>> Start

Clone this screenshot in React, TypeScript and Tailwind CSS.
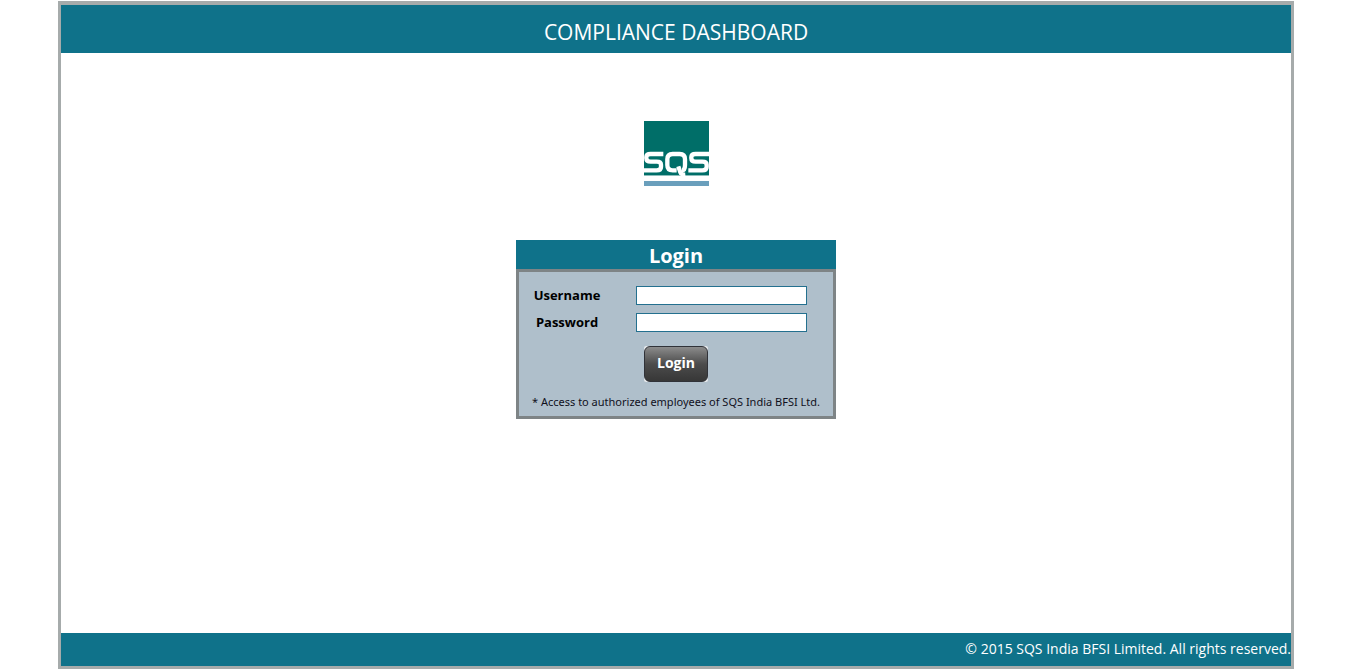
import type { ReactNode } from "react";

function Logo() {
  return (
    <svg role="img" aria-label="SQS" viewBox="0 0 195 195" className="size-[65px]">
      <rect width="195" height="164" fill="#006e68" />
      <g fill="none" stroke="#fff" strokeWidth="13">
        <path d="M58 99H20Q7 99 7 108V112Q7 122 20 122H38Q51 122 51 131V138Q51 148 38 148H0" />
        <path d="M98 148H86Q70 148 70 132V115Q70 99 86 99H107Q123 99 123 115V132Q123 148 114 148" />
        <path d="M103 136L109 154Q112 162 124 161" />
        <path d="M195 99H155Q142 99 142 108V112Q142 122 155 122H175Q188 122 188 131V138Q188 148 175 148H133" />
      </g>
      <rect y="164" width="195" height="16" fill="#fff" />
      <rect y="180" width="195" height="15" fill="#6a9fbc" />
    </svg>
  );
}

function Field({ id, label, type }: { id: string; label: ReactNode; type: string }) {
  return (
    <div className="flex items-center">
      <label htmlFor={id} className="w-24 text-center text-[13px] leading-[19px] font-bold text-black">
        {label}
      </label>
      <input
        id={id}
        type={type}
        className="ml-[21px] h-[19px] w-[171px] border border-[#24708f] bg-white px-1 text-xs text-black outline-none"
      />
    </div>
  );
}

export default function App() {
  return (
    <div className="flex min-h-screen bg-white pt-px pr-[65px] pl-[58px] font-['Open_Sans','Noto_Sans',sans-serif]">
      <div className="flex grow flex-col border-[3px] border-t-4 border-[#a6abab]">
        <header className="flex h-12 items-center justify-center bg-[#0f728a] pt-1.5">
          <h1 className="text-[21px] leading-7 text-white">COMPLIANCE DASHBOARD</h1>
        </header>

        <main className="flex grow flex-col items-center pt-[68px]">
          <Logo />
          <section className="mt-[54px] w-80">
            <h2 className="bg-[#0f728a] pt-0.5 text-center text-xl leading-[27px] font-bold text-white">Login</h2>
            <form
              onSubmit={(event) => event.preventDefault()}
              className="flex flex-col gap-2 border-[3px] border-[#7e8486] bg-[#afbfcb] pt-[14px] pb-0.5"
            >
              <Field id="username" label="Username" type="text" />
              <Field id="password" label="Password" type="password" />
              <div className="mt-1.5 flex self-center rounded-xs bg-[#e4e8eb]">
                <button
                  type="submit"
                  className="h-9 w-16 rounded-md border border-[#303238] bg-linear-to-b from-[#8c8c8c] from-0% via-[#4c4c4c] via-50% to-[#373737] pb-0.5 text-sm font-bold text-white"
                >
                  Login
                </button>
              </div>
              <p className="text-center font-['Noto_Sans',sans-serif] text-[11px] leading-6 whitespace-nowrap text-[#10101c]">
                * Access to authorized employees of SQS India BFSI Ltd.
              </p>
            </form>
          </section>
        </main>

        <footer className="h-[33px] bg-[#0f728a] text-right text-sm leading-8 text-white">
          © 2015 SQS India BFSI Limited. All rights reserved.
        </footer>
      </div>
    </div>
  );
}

>> End
>> Start

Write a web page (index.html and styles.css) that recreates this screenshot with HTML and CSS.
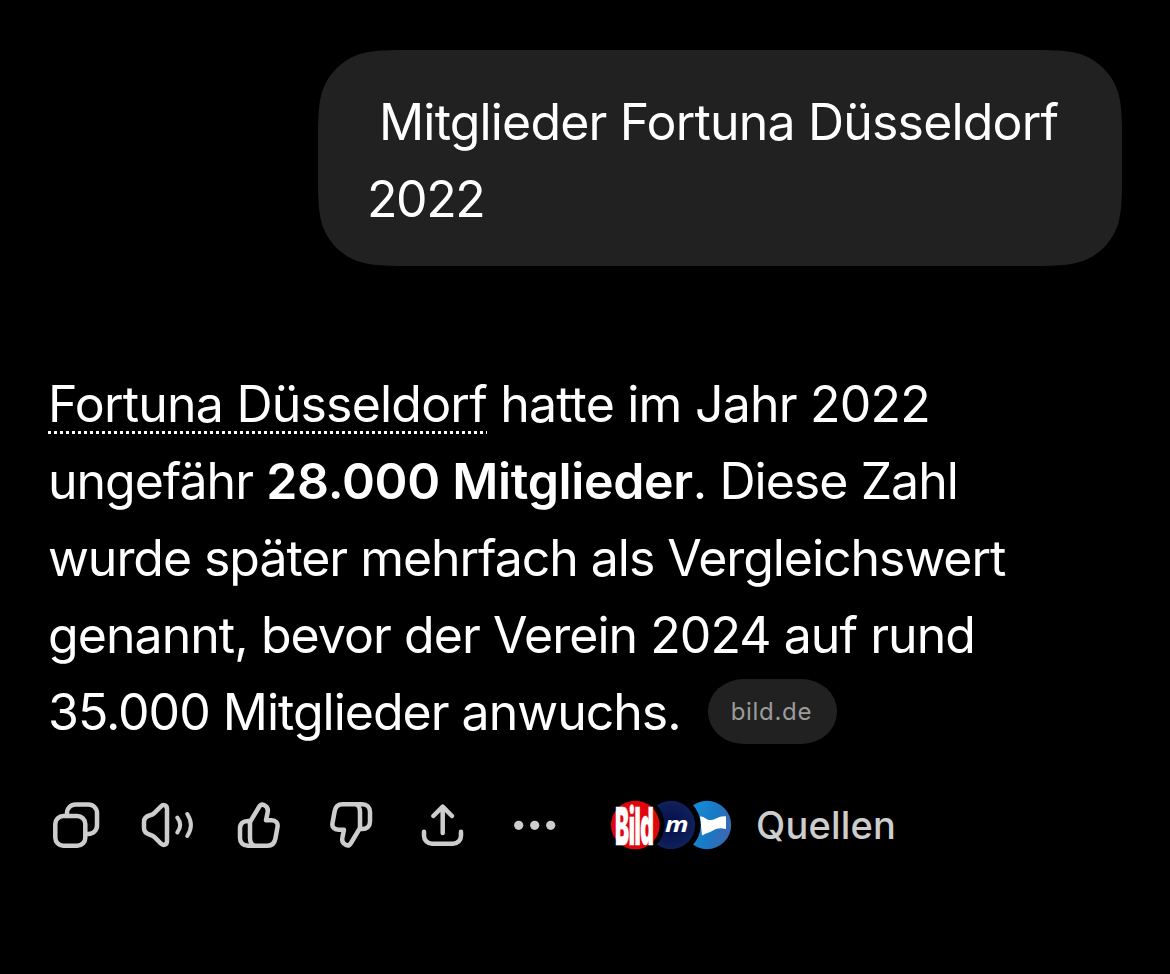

>> End

Tally up the lines in the preceding listing that contain the string "screenshot". Respond with the number and nothing else.

2